The short answer is ""Everyone!" The longer answer involves taking a closer look at your organization and seeing if it is truly a place where everyone can be a fundraiser. Take a look at the below checklist and see if it is reflective of the culture of your shop:
The 10 hallmarks of an institution with a Culture of Philanthropy are:
- The mission of the institution is compelling and unique and is regularly integrated into institutional events, speeches, and other activities
- Employees are passionate and exemplify extraordinary commitment to the institution
- Board members use the pronoun “we” and “us” instead of “you” or “they”

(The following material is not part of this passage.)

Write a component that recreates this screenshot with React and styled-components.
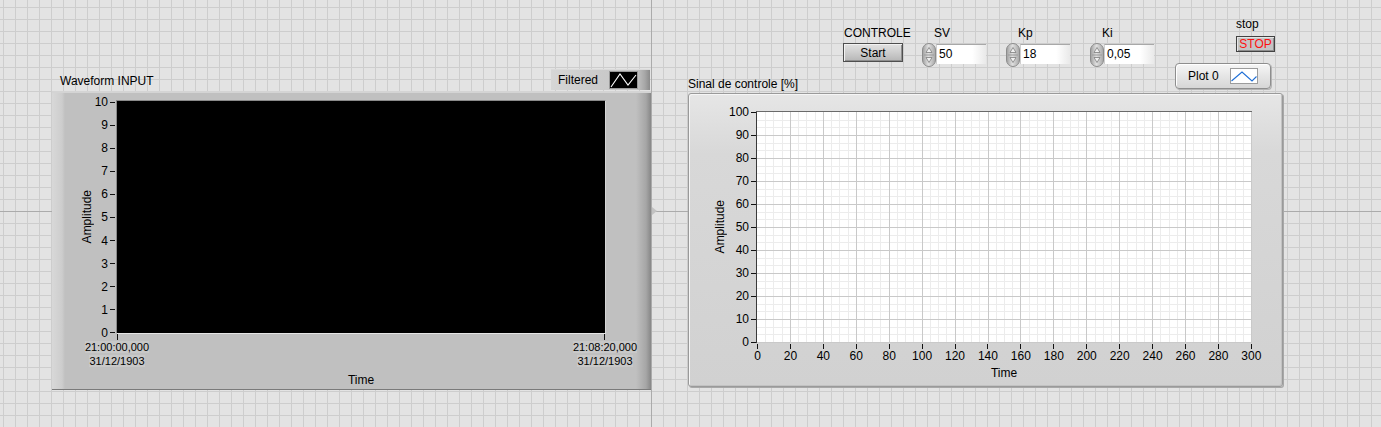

- Donors have relationships with multiple employees and administrators
- The input from donors is valued as much as their money – there are formal and informal ways in which the institution regularly asks donors, “We’d like your advice on. . .”
- Advancement officers are evaluated not only on dollars committed by donors, but also on activity that leads to increased donor engagement
- The advancement budget is seen as an investment – as opposed to an expense – by the leaders of the institution
- Donor stewardship efforts – saying “thank you” publicly – are regularly integrated with all institutional activities and events
- Each employee sees herself as an “advancement officer,” and encourages others to join in the work of the institution
- Board members recognize the need to attract more people of influence, affluence, and generosity to the Board and regularly introduce new Board member prospects to the CEO/president.
A Culture of Philanthropy is open to the ideas and perspectives of others. It supports inviting others to participate in and help define the institution’s future. It says, “We want your input because we value your experiences and perspectives.” And when your institution regularly and consistently expresses that culture, people, employees and donors included, respond to their highest capacity.